### Requirement
Please output every line of the material as it stands, without the pictures.

[Records with interface code]

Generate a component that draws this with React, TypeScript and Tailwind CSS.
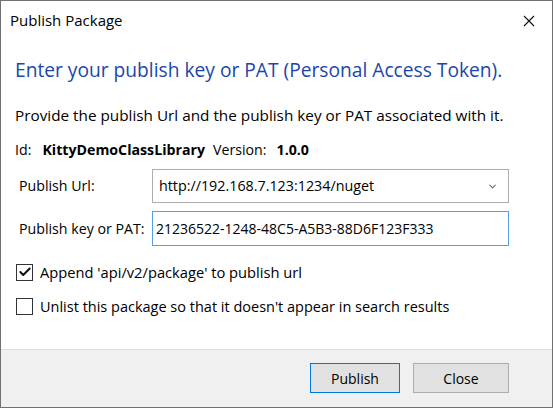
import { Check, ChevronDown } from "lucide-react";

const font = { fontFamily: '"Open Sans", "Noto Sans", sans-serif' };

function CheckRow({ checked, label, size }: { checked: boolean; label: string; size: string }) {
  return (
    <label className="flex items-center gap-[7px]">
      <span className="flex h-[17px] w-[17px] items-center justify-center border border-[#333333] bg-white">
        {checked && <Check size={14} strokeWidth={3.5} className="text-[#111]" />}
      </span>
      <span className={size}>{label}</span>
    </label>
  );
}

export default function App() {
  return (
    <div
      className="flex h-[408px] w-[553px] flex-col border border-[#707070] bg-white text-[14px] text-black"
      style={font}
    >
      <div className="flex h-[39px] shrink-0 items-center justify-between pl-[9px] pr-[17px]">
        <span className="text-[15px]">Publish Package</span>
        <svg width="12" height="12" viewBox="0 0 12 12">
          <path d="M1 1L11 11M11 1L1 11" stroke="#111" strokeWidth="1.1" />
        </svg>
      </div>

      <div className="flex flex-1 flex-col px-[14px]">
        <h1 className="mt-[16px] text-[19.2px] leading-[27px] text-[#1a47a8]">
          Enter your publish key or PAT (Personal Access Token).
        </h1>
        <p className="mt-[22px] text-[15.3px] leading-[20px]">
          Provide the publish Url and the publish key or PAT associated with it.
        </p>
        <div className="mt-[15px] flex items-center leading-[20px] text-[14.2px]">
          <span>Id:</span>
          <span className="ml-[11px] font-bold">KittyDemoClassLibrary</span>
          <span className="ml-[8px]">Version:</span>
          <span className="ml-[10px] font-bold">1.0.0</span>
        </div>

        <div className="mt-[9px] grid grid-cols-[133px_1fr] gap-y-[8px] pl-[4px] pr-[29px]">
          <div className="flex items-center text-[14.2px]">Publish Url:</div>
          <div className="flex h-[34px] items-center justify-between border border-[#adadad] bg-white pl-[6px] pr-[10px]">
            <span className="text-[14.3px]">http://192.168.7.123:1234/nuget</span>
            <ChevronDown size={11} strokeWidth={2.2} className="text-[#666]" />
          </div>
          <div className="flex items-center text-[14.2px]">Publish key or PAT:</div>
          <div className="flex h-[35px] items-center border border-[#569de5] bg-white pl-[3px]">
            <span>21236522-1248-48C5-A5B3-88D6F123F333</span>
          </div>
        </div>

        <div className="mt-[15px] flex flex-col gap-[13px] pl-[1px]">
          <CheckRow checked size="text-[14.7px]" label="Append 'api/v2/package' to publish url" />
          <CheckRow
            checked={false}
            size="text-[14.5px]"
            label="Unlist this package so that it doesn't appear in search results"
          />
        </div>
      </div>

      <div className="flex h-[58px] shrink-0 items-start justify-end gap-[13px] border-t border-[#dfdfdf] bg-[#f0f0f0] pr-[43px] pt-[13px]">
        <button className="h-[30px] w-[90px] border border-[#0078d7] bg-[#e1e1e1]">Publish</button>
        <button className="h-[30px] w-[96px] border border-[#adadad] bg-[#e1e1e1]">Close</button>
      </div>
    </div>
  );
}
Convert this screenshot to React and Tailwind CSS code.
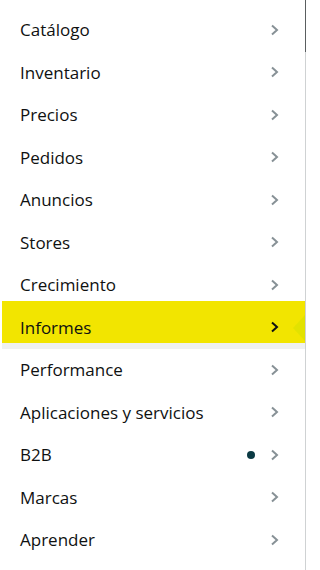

### Worked solution
Generate a component that draws this with React, TypeScript and Tailwind CSS.
import { Check, ChevronDown } from "lucide-react";

const font = { fontFamily: '"Open Sans", "Noto Sans", sans-serif' };

function CheckRow({ checked, label, size }: { checked: boolean; label: string; size: string }) {
  return (
    <label className="flex items-center gap-[7px]">
      <span className="flex h-[17px] w-[17px] items-center justify-center border border-[#333333] bg-white">
        {checked && <Check size={14} strokeWidth={3.5} className="text-[#111]" />}
      </span>
      <span className={size}>{label}</span>
    </label>
  );
}

export default function App() {
  return (
    <div
      className="flex h-[408px] w-[553px] flex-col border border-[#707070] bg-white text-[14px] text-black"
      style={font}
    >
      <div className="flex h-[39px] shrink-0 items-center justify-between pl-[9px] pr-[17px]">
        <span className="text-[15px]">Publish Package</span>
        <svg width="12" height="12" viewBox="0 0 12 12">
          <path d="M1 1L11 11M11 1L1 11" stroke="#111" strokeWidth="1.1" />
        </svg>
      </div>

      <div className="flex flex-1 flex-col px-[14px]">
        <h1 className="mt-[16px] text-[19.2px] leading-[27px] text-[#1a47a8]">
          Enter your publish key or PAT (Personal Access Token).
        </h1>
        <p className="mt-[22px] text-[15.3px] leading-[20px]">
          Provide the publish Url and the publish key or PAT associated with it.
        </p>
        <div className="mt-[15px] flex items-center leading-[20px] text-[14.2px]">
          <span>Id:</span>
          <span className="ml-[11px] font-bold">KittyDemoClassLibrary</span>
          <span className="ml-[8px]">Version:</span>
          <span className="ml-[10px] font-bold">1.0.0</span>
        </div>

        <div className="mt-[9px] grid grid-cols-[133px_1fr] gap-y-[8px] pl-[4px] pr-[29px]">
          <div className="flex items-center text-[14.2px]">Publish Url:</div>
          <div className="flex h-[34px] items-center justify-between border border-[#adadad] bg-white pl-[6px] pr-[10px]">
            <span className="text-[14.3px]">http://192.168.7.123:1234/nuget</span>
            <ChevronDown size={11} strokeWidth={2.2} className="text-[#666]" />
          </div>
          <div className="flex items-center text-[14.2px]">Publish key or PAT:</div>
          <div className="flex h-[35px] items-center border border-[#569de5] bg-white pl-[3px]">
            <span>21236522-1248-48C5-A5B3-88D6F123F333</span>
          </div>
        </div>

        <div className="mt-[15px] flex flex-col gap-[13px] pl-[1px]">
          <CheckRow checked size="text-[14.7px]" label="Append 'api/v2/package' to publish url" />
          <CheckRow
            checked={false}
            size="text-[14.5px]"
            label="Unlist this package so that it doesn't appear in search results"
          />
        </div>
      </div>

      <div className="flex h-[58px] shrink-0 items-start justify-end gap-[13px] border-t border-[#dfdfdf] bg-[#f0f0f0] pr-[43px] pt-[13px]">
        <button className="h-[30px] w-[90px] border border-[#0078d7] bg-[#e1e1e1]">Publish</button>
        <button className="h-[30px] w-[96px] border border-[#adadad] bg-[#e1e1e1]">Close</button>
      </div>
    </div>
  );
}
Convert this screenshot to React and Tailwind CSS code.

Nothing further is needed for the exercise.